Pour commander un repas, la méthode est également adaptée. En même temps que le menu, le serveur donne une fiche sur laquelle figure un tableau: sur la ligne du haut apparaissent plusieurs personnages et sur la colonne de gauche les numéros de chaque plat. Le client choisit un personnage et coche les cases correspondant à ce qu’il souhaite manger, et ainsi de suite pour chaque personne présente à la table. Le serveur reprend la fiche et la transmet à la cuisine. Ainsi, la communication, parfois compliquée pour certains, est facilitée et aucune erreur – ou presque – n’est possible.

Un menu responsable

Le choix des plats servis dans le restaurant n’a pas été fait au hasard non plus. Le chef a tout d’abord décidé de proposer des assiettes inspirées des tapas: les portions sont réduites afin, d’une part, de minimiser le gaspillage et, d’autre part, de permettre aux clients de découvrir davantage de saveurs.

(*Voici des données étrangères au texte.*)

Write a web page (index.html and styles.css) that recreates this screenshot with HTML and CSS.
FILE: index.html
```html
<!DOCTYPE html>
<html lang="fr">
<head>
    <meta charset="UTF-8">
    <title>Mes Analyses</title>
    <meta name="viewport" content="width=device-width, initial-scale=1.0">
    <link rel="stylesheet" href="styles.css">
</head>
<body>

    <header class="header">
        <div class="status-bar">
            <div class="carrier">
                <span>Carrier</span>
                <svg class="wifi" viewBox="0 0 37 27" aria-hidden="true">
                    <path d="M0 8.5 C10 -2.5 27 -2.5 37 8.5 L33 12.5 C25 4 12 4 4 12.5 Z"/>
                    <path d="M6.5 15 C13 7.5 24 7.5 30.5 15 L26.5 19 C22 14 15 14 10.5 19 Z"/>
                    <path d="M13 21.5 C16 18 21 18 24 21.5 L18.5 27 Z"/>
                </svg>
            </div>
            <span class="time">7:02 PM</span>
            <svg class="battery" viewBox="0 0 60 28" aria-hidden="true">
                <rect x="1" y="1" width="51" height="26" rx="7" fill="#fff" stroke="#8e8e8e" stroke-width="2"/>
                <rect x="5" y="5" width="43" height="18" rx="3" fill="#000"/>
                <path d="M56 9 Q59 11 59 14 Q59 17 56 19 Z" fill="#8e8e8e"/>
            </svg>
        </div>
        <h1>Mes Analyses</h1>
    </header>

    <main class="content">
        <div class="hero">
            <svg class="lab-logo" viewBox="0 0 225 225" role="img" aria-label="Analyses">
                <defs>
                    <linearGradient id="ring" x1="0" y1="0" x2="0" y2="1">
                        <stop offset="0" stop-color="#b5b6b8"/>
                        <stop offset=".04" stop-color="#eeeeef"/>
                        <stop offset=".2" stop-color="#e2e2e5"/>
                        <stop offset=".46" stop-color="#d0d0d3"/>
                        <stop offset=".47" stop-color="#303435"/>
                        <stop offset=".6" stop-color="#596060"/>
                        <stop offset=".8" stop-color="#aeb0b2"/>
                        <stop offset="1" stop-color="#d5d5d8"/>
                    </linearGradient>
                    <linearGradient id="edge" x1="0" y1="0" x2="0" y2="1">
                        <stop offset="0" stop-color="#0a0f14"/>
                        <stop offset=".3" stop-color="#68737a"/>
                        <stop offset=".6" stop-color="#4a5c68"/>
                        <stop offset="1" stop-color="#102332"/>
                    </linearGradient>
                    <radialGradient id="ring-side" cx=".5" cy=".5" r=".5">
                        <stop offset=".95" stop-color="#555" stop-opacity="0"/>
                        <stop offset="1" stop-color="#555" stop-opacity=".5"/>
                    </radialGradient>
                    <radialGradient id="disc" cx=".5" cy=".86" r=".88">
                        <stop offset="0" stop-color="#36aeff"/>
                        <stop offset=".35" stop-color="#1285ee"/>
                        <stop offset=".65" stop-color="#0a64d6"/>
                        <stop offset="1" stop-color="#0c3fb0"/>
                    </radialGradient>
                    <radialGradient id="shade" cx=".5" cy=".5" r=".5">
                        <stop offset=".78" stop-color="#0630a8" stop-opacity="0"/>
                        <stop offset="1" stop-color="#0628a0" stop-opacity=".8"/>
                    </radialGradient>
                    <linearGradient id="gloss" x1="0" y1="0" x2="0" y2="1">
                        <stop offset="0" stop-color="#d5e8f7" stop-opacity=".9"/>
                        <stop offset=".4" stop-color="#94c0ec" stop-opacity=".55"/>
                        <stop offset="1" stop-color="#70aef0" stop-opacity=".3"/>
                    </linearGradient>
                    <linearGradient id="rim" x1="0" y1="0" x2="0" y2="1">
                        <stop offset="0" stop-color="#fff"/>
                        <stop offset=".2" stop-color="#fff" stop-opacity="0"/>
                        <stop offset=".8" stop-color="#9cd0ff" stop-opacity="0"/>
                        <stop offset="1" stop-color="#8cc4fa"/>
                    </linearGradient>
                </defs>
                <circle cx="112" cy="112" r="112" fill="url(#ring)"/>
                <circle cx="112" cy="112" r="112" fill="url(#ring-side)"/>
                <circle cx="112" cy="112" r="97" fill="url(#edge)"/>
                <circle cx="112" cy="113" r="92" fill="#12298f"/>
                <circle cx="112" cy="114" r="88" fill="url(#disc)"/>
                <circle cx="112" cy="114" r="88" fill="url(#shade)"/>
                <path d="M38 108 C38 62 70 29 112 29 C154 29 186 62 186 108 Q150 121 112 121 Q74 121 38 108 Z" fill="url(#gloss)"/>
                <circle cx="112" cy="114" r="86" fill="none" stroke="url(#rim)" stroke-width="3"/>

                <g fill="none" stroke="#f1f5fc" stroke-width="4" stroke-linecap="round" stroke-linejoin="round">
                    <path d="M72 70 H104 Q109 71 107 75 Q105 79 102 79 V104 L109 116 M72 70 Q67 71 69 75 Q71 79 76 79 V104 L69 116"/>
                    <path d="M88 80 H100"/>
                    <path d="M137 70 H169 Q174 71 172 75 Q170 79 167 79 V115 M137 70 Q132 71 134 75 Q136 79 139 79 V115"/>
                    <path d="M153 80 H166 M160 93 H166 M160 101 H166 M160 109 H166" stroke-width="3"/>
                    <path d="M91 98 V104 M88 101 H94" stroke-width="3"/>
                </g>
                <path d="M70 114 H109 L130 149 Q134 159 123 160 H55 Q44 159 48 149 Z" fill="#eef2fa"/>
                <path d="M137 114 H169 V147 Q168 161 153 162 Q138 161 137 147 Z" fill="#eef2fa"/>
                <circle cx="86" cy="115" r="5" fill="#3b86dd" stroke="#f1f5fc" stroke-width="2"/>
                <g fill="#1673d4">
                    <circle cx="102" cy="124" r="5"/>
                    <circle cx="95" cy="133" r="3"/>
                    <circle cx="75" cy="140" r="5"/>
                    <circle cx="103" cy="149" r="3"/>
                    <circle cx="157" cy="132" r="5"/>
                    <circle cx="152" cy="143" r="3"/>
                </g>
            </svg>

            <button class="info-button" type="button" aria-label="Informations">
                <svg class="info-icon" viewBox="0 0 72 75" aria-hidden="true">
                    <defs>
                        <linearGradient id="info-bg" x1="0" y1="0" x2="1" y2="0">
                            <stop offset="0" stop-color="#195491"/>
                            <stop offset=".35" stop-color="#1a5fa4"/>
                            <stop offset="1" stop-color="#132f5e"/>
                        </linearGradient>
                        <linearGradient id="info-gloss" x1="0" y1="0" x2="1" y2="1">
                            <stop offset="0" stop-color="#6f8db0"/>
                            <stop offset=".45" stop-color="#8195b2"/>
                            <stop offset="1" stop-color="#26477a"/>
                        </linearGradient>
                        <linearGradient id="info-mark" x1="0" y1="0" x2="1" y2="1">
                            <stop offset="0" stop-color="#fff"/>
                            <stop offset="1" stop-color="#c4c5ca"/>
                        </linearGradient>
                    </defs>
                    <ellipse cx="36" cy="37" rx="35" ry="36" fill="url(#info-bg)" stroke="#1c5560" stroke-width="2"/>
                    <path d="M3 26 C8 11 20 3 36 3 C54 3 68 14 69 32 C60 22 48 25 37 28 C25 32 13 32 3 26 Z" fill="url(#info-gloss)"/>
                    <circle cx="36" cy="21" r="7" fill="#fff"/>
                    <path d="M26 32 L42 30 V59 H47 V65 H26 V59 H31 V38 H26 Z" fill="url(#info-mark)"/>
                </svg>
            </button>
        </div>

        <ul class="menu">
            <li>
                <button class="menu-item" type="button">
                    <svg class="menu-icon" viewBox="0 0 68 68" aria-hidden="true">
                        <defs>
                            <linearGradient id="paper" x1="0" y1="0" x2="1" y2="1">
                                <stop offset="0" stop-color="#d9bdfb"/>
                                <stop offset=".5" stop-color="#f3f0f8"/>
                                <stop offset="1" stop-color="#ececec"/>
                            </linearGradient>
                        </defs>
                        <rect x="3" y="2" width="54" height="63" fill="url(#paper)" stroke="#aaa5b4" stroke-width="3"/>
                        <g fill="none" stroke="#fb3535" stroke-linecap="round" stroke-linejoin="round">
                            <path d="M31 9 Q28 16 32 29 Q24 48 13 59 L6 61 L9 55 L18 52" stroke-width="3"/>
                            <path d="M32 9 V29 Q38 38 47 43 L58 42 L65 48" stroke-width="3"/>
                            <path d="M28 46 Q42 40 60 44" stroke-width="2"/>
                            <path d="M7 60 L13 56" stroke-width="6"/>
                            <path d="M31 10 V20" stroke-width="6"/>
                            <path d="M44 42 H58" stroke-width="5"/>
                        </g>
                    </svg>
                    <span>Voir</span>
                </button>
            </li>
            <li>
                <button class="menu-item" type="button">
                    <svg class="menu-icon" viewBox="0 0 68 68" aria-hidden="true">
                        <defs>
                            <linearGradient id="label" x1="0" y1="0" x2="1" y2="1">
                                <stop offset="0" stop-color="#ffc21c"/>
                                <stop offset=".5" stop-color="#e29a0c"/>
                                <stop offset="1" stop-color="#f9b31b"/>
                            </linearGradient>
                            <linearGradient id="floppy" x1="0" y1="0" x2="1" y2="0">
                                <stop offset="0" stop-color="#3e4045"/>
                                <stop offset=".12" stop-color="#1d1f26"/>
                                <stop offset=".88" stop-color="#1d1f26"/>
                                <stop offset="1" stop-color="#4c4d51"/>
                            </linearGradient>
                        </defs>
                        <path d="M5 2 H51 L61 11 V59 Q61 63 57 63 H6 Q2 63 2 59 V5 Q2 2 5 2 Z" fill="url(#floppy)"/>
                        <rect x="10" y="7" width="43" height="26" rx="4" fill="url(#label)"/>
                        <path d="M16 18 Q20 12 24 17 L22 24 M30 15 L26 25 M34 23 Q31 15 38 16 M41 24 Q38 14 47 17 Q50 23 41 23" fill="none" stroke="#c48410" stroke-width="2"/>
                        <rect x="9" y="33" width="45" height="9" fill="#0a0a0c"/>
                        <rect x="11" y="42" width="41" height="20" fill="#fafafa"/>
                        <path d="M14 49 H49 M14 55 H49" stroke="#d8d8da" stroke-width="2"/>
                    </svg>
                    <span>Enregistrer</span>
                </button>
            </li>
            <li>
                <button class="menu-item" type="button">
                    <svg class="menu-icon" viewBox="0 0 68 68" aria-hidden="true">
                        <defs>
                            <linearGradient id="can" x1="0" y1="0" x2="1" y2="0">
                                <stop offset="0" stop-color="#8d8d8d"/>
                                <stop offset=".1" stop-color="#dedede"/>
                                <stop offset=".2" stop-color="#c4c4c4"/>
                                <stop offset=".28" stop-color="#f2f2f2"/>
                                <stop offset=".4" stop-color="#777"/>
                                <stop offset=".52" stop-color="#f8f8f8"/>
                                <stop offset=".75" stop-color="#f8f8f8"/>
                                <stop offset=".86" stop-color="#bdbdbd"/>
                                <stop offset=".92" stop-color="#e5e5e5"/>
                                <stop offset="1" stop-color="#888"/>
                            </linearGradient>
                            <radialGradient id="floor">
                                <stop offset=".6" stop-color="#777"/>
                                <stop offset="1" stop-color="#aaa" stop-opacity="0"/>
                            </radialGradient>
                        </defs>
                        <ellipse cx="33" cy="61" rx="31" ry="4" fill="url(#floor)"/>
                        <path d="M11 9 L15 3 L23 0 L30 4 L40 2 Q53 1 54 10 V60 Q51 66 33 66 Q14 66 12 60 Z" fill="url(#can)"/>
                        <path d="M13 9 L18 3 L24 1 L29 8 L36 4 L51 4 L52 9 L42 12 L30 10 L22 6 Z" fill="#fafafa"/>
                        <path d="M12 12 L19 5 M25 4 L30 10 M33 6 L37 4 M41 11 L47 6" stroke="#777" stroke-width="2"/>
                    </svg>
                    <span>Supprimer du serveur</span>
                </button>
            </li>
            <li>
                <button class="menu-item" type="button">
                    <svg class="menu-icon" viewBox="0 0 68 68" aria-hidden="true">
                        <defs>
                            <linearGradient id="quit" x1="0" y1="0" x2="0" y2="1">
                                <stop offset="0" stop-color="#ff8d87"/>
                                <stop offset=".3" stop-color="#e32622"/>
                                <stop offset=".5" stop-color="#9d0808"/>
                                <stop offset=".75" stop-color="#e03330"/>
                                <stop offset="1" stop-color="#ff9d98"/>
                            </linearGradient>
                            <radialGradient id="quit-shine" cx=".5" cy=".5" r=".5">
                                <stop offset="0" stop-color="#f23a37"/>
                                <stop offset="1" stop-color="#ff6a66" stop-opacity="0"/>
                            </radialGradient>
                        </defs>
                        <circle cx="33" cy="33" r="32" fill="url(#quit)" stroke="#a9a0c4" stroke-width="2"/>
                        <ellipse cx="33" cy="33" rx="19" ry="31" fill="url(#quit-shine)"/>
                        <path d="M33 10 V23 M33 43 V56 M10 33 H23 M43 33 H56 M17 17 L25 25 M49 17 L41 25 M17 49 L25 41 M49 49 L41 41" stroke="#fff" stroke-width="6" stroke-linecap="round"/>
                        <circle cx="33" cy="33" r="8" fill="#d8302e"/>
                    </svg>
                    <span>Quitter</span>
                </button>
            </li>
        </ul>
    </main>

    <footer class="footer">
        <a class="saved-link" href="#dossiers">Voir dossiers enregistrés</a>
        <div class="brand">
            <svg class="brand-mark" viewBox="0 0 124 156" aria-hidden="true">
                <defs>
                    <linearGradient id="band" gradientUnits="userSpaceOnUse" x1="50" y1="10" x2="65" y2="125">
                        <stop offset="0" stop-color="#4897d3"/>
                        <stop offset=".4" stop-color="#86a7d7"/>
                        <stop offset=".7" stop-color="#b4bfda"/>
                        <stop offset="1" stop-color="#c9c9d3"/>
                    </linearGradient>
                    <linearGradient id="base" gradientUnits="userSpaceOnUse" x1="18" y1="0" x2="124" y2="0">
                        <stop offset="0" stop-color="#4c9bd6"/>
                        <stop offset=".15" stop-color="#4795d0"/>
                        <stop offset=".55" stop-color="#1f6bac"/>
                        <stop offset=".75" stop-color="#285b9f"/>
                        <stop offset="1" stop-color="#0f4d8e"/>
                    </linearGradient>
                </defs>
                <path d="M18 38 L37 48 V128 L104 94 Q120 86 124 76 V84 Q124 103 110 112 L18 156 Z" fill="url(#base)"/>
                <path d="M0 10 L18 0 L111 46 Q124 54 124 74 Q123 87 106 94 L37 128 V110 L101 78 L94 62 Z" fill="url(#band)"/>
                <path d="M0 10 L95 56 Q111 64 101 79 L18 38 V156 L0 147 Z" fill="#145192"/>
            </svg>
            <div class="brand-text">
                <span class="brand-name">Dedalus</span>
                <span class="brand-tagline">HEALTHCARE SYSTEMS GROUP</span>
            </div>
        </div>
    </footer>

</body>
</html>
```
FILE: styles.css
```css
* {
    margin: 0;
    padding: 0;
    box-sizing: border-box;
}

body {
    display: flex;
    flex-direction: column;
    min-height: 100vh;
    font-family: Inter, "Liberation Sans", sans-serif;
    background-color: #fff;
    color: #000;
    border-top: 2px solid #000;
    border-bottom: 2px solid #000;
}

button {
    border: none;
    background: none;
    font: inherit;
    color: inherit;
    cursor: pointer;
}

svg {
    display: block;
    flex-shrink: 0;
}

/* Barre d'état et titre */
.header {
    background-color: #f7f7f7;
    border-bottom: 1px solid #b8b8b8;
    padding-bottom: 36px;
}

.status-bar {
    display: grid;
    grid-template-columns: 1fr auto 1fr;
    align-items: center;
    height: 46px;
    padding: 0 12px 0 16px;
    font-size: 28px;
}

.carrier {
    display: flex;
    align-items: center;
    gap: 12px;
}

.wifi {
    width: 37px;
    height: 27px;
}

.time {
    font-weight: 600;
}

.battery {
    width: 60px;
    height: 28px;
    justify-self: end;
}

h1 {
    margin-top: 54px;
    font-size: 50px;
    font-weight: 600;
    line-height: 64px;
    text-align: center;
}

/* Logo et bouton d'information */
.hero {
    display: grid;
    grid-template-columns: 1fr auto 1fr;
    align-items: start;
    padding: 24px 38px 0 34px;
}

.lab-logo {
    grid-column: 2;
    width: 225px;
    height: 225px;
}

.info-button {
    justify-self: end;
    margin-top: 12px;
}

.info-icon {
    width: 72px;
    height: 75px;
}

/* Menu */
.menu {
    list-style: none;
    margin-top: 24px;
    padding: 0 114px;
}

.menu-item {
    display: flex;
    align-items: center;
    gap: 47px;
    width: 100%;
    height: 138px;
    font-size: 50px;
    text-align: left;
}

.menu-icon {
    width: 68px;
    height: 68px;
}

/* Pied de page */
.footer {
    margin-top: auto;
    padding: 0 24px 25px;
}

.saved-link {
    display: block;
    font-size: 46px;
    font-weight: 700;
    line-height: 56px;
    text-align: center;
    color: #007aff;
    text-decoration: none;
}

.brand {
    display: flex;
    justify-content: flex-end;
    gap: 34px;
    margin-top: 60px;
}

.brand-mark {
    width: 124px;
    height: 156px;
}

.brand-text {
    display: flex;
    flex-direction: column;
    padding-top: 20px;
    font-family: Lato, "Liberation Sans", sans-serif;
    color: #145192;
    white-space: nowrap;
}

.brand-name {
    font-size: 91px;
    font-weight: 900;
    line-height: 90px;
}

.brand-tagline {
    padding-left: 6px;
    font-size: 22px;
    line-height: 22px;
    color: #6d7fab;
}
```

De plus, une attention toute particulière a été accordée aux produits. «Nous avons laissé le chef élaborer la carte lui-même. En revanche, nous avions certaines exigences qui nous paraissaient essentielles: les aliments devaient être régionaux, de saison et issus de circuits courts! Le menu changera donc régulièrement. Si au départ nous n’étions ouverts que le temps de midi, depuis le 1er février nos portes sont ouvertes durant l’après-midi pour déguster des gourmandises faites maison ou boire un café tout simplement», conclut Sandrine Messmer.